Tag Archives: China

EVs more popular than ICE cars in China

In 2020, the Chinese government set a goal for electric vehicles to account for half of new car sales by 2035, but at this rate, China will reach that goal a decade early. According to the latest data, sales of electric cars in China will reach 12 million units in 2024, surpassing cars with combustion engines for the first time ever.

The latest information says that in 2024, sales of cars with combustion engines could fall to less than 11 million units, which is 10 percent less than in 2023. That’s no surprise, considering China has big plans for EVs. Plug-in hybrids are expected to be a hit this year with 4.39 million units sold, rising to 6.05 million vehicles over the next eight years.

Predictions are that once the transition point is reached, electric vehicles will continue to grow and could exceed 18 million units by 2034. By then, sales of cars with combustion engines could drop to just 2.93 million.

What could worry the manufacturers of cars with combustion engines in China is that these vehicles will have very little space in the domestic market. In 2024, the market share of foreign cars fell to 37 percent compared to 64 percent in 2020. This shows that Chinese buyers are increasingly choosing domestic vehicles in the largest new car market on the planet, resulting in a reduction in a significant source of revenue for many manufacturers.

China, as the world’s EV leader, is slowly killing its competition. EV production is turning into a game of survival, and the winners are likely to be the manufacturers that can deliver quality vehicles at affordable prices. This will also mean the shutdown of some of the all-electric brands that have been present on the market for years.

One of the first victims in the cruel automotive world is the American brand Fisker. In 2023, Fisker had big plans, production of 40,000 electric vehicles, but only 10,000 left the production lines. The Ocean SUV has received mixed reviews, with Consumer Reports claiming that the promise has not been fulfilled, while regulators have addressed issues with brakes and doors that won’t open. Further complicating the situation for Fisker was the fact that the Ocean lost its place on the list of tax-deductible electric vehicles unless leased because it was manufactured outside of North America. Now, they are bankrupt.

Source: Reuters

EU decided: Additional tariffs of 35% on EVs imported from China

New EU tariffs of 35% on all imported electric vehicles made in China come into force in November. This is a definitive decision of the EU that was made after the vote of 27 member states.

Two years ago, the European Commission launched an investigation into the privileged position of electric vehicles produced in China due to subsidies. “These can also be vehicles from other manufacturers if they have used subsidies in China,” said Executive Vice President of the European Commission for an Economy Valdis Dombrovskis. In order to protect European car manufacturers, it was decided that EVs from China will be subject to an additional customs duty of 38.1%. However, the EU gave the companies a chance to cooperate in the investigation, so it was decided that those who accept cooperation will have temporary lower tariffs (20.8% instead of 21%), while those who refuse cooperation will have tariffs of 37.6 percent.
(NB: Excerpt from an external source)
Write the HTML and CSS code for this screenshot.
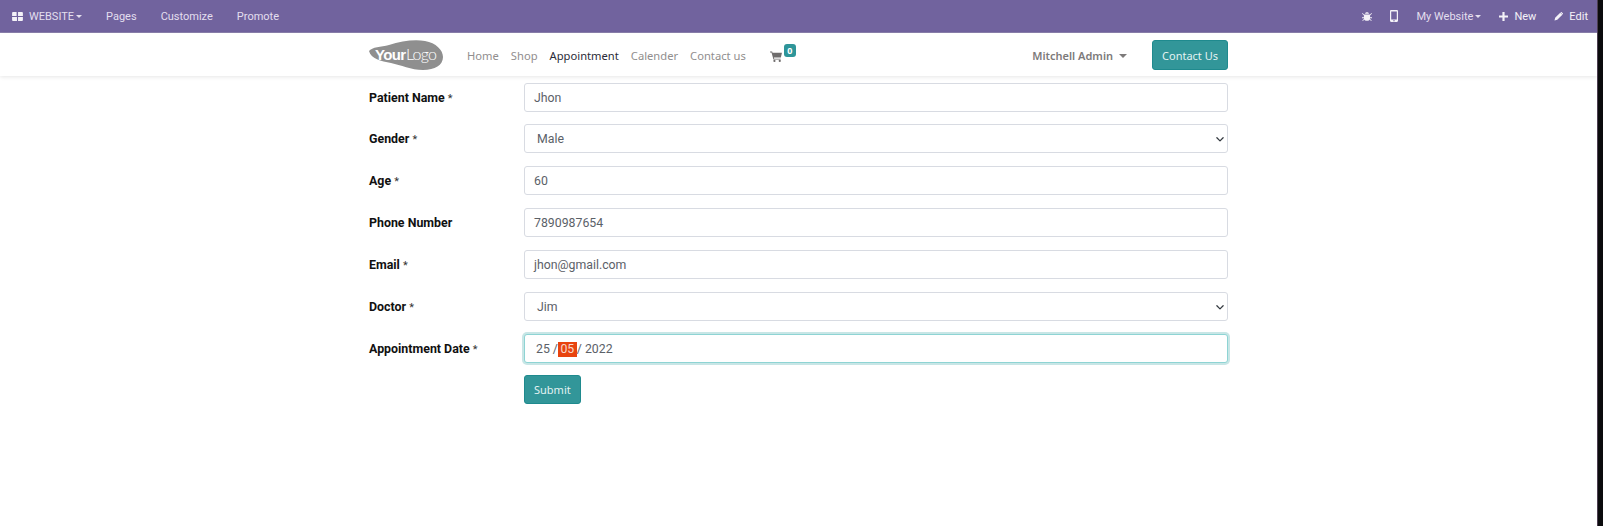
FILE: index.html
```html
<!DOCTYPE html>
<html lang="en">
<head>
    <meta charset="UTF-8">
    <title>Appointment</title>
    <link rel="stylesheet" href="styles.css">
</head>
<body>
    <div class="page">
        <div class="topbar">
            <div class="topbar-left">
                <a class="bar-item bar-brand">
                    <svg class="bar-icon" viewBox="0 0 12 10" width="11" height="9"><path d="M0 1a1 1 0 0 1 1-1h4v4.400H0zM6.600 0H11a1 1 0 0 1 1 1v3.400H6.600zM0 5.600h5.400V10H1a1 1 0 0 1-1-1zM6.600 5.600H12V9a1 1 0 0 1-1 1H6.600z"/></svg>
                    <span>WEBSITE<span class="caret"></span></span>
                </a>
                <a class="bar-item">Pages</a>
                <a class="bar-item">Customize</a>
                <a class="bar-item">Promote</a>
            </div>
            <div class="topbar-right">
                <a class="bar-icon-btn">
                    <svg viewBox="0 0 12 12" width="10" height="11"><path d="M3.600 2.600C4 1.300 5 .8 6 .8s2 .5 2.400 1.800zM2.800 3.600h6.400c.3 0 .5.200.5.500V8c0 2-1.600 3.200-3.700 3.200S2.300 10 2.300 8V4.100c0-.3.200-.5.500-.5zM0 2.500l.7-.7 2 2-.7.700zM12 2.500l-.7-.7-2 2 .7.700zM0 7h2.300v1H0zM9.700 7H12v1H9.700zM.3 10.800l2-1.800.7.700-2 1.800zM11.700 10.800l-2-1.800-.7.700 2 1.800z"/></svg>
                </a>
                <a class="bar-icon-btn">
                    <svg viewBox="0 0 8 12" width="8" height="12"><path fill-rule="evenodd" d="M1.200 0h5.600C7.500 0 8 .5 8 1.200v9.600C8 11.500 7.500 12 6.800 12H1.200C.5 12 0 11.500 0 10.800V1.200C0 .5.500 0 1.200 0zM1.200 1.500v8h5.600v-8zM4 10a.7.7 0 1 0 0 1.400A.7.7 0 0 0 4 10z"/></svg>
                </a>
                <a class="bar-item">My Website<span class="caret"></span></a>
                <a class="bar-item bar-strong">
                    <svg viewBox="0 0 10 10" width="9" height="9"><path d="M3.800 0h2.400v3.800H10v2.400H6.200V10H3.800V6.200H0V3.800h3.800z"/></svg>
                    New
                </a>
                <a class="bar-item bar-strong">
                    <svg viewBox="0 0 11 11" width="9" height="9"><path d="M7.600.8 10.200 3.400 4 9.600 0.600 10.400 1.400 7zM8.300.2c.3-.3.800-.3 1.100 0l1.400 1.400c.3.300.3.800 0 1.100l-.3.300-2.500-2.500z"/></svg>
                    Edit
                </a>
            </div>
        </div>

        <header class="navbar">
            <div class="navbar-inner">
                <svg class="logo" viewBox="0 0 74 30" width="74" height="30">
                    <path d="M0 11C3 7 12 7 20 5 32 1 46-1 56 1 67 3 74 10 74 17 74 25 66 30 54 30 42 30 32 25 22 23 12 21 2 19 0 11z" fill="#8f8f8f"/>
                    <text x="6" y="20" class="logo-your" textLength="31">Your</text>
                    <text x="37" y="20" class="logo-logo" textLength="31">Logo</text>
                </svg>
                <nav class="menu">
                    <a>Home</a>
                    <a>Shop</a>
                    <a class="active">Appointment</a>
                    <a>Calender</a>
                    <a>Contact us</a>
                </nav>
                <a class="cart">
                    <svg viewBox="0 0 13 12" width="12" height="11"><path d="M0 .5h2.300l.4 1.500H13l-1.200 5.200H4.200l.3 1.200h7.100v1H3.700L1.600 1.500H0z"/><circle cx="4.800" cy="10.800" r="1.200"/><circle cx="10.600" cy="10.800" r="1.200"/></svg>
                    <span class="badge">0</span>
                </a>
                <a class="user">Mitchell Admin<span class="caret"></span></a>
                <a class="btn">Contact Us</a>
            </div>
        </header>

        <main class="content">
            <form class="form">
                <label class="row">
                    <span class="label">Patient Name <i>*</i></span>
                    <span class="field">Jhon</span>
                </label>
                <label class="row">
                    <span class="label">Gender <i>*</i></span>
                    <span class="field field-select">Male<svg class="chevron" viewBox="0 0 16 16" width="10" height="10"><path d="m3 6 5 5 5-5" fill="none" stroke="#343a40" stroke-width="2" stroke-linecap="round" stroke-linejoin="round"/></svg></span>
                </label>
                <label class="row">
                    <span class="label">Age <i>*</i></span>
                    <span class="field">60</span>
                </label>
                <label class="row">
                    <span class="label">Phone Number</span>
                    <span class="field">7890987654</span>
                </label>
                <label class="row">
                    <span class="label">Email <i>*</i></span>
                    <span class="field">jhon@gmail.com</span>
                </label>
                <label class="row">
                    <span class="label">Doctor <i>*</i></span>
                    <span class="field field-select">Jim<svg class="chevron" viewBox="0 0 16 16" width="10" height="10"><path d="m3 6 5 5 5-5" fill="none" stroke="#343a40" stroke-width="2" stroke-linecap="round" stroke-linejoin="round"/></svg></span>
                </label>
                <label class="row">
                    <span class="label">Appointment Date <i>*</i></span>
                    <span class="field field-focus field-date">25 /<span class="date-part">05</span>/ 2022</span>
                </label>
                <div class="row">
                    <span class="label"></span>
                    <a class="btn btn-submit">Submit</a>
                </div>
            </form>
        </main>
    </div>
    <div class="edge"></div>
</body>
</html>
```

FILE: styles.css
```css
html, body {
    height: 100%;
}

body {
    display: flex;
    margin: 0;
    background-color: #fff;
    font-family: Roboto, sans-serif;
    font-size: 12.3px;
    color: #5b6168;
    overflow: hidden;
}

a {
    text-decoration: none;
}

.page {
    flex: 1;
    min-width: 0;
}

.edge {
    flex: 0 0 5px;
    background-color: #0b0b0d;
    border-left: 1px solid #4d3f52;
}

.topbar {
    display: flex;
    justify-content: space-between;
    height: 33px;
    background-color: #71639e;
    border-bottom: 1px solid #8b80ad;
    box-sizing: border-box;
    font-size: 11px;
    color: #e3dfee;
}

.topbar-left,
.topbar-right {
    display: flex;
    align-items: center;
}

.topbar-left {
    padding-left: 12px;
    gap: 24px;
}

.topbar-right {
    gap: 18px;
    padding-right: 9px;
}

.bar-item {
    display: flex;
    align-items: center;
}

.bar-brand {
    gap: 6px;
}

.bar-item svg,
.bar-icon-btn svg {
    fill: #f4f2f8;
    display: block;
}

.bar-strong {
    gap: 6px;
    color: #f4f2f8;
}

.caret {
    display: inline-block;
    margin-left: 2px;
    vertical-align: 2px;
    border-top: 3px solid currentColor;
    border-left: 3px solid transparent;
    border-right: 3px solid transparent;
}

.navbar {
    height: 43px;
    background-color: #fff;
    box-shadow: 0 1px 4px rgba(0, 0, 0, 0.1);
}

.navbar-inner {
    display: flex;
    align-items: center;
    width: 859px;
    height: 100%;
    margin-left: 369px;
    font-family: "Noto Sans", sans-serif;
    font-size: 11.2px;
}

.logo {
    flex-shrink: 0;
}

.logo-your {
    font-family: "Liberation Sans", sans-serif;
    font-size: 15px;
    font-weight: bold;
    fill: #fff;
}

.logo-logo {
    font-family: Lato, sans-serif;
    font-size: 16px;
    font-weight: 300;
    fill: #fff;
}

.menu {
    display: flex;
    gap: 12px;
    margin-left: 24px;
    margin-top: 2px;
    color: #918e8e;
}

.menu .active {
    color: #2b2b38;
}

.cart {
    display: flex;
    align-items: flex-start;
    margin-left: 24px;
    margin-top: -3px;
}

.cart svg {
    fill: #6f6c6c;
    margin-top: 7px;
}

.badge {
    display: block;
    box-sizing: border-box;
    width: 12px;
    margin-left: 2px;
    height: 13px;
    line-height: 13px;
    text-align: center;
    border-radius: 3px;
    background-color: #2e9599;
    color: #fff;
    font-size: 9px;
    font-weight: 700;
}

.user {
    margin-left: auto;
    margin-top: 2px;
    font-size: 11px;
    font-weight: 600;
    color: #7d7a7a;
}

.user .caret {
    margin-left: 6px;
    vertical-align: 2px;
    border-top-width: 4px;
    border-left-width: 4px;
    border-right-width: 4px;
}

.btn {
    display: block;
    box-sizing: border-box;
    height: 29px;
    line-height: 28px;
    padding: 0 9px;
    background-color: #329699;
    border: 1px solid #1f8a8e;
    border-radius: 3px;
    color: #e3f2f2;
    font-family: "Noto Sans", sans-serif;
    font-size: 11px;
}

.navbar .btn {
    height: 30px;
    line-height: 29px;
    margin-left: 25px;
}

.content {
    width: 859px;
    margin: 6.6px 0 0 369px;
}

.form {
    display: flex;
    flex-direction: column;
    gap: 12.83px;
}

.row {
    display: flex;
    align-items: center;
}

.label {
    flex: 0 0 155px;
    color: #111;
    font-weight: 700;
    font-size: 12.4px;
}

.label i {
    font-style: normal;
    font-weight: 400;
    font-size: 11px;
    color: #333;
}

.field {
    position: relative;
    flex: 1;
    display: block;
    box-sizing: border-box;
    height: 29px;
    line-height: 28px;
    padding: 0 9px;
    background-color: #fff;
    border: 1px solid #d8dbe2;
    border-radius: 3px;
}

.field-select {
    padding-left: 12px;
}

.chevron {
    position: absolute;
    top: 9px;
    right: 2px;
}

.field-date {
    padding-left: 11px;
}

.field-focus {
    border-color: #8ed4d4;
    box-shadow: 0 0 0 2px #c8e6e6;
}

.date-part {
    display: inline-block;
    padding: 0 2.5px;
    line-height: 15px;
    background-color: #e8440f;
    color: #f6d9cd;
}

.btn-submit {
    flex: 0 0 auto;
}
```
In the meantime, the European Commission completed an investigation that concluded that Chinese manufacturers receive large subsidies from the Chinese government, which destroys European manufacturers. Chinese authorities rejected the results of the investigation and threatened to impose tariffs on cars and food from the European Union.

Also, the European Union specified that any alternative to these tariffs, such as the minimum price, must comply with strict requirements, which are aligned with the rules imposed by the World Trade Organization (WTO).

It should be noted that some European manufacturers, such as BMW, Mercedes-Benz and Volkswagen, were against additional tariffs on EVs from China. Some members even asked for tariffs of 45%. However, the European Commission has announced that it will start a new round of negotiations with China in order to solve the problem for a long time.

Source: Reuters

Fall in demand for Chinese EVs in Europe

For years, cheap EVs from China have been flooding the European market, destroying the competition, so the European Union has introduced additional tariffs on vehicles imported from this country, which are paying off. According to the latest data, demand for Chinese EVs has been declining for the past year and a half, and in August it fell by 50%.

For the second month in a row, the market share of Chinese manufacturers has been declining, and the data show that SAIC Motor is no longer the leader in Europe. This was also influenced by MG’s poor sales results (-65% in August), as the brand focused more on hybrid and plug-in hybrid cars. The new leader is BYD, which is one of the few that recorded sales growth (+10%).

According to some analysts, the biggest reason for the drop in sales is the additional tariffs that the European Union wants to impose on Chinese EVs. However, it should also be taken into account that the European market is currently facing a steady decline in the number of electric vehicles sold. Since the beginning of 2024, demand for EVs has fallen by 5.5 percent.

Car manufacturers will face stricter EU regulations on CO2 emissions in the coming year, as the current average emission limit for new vehicles should be reduced from 116 g/km to 94 g/km next year. European car manufacturers have once again called on Brussels to reconsider its climate goals.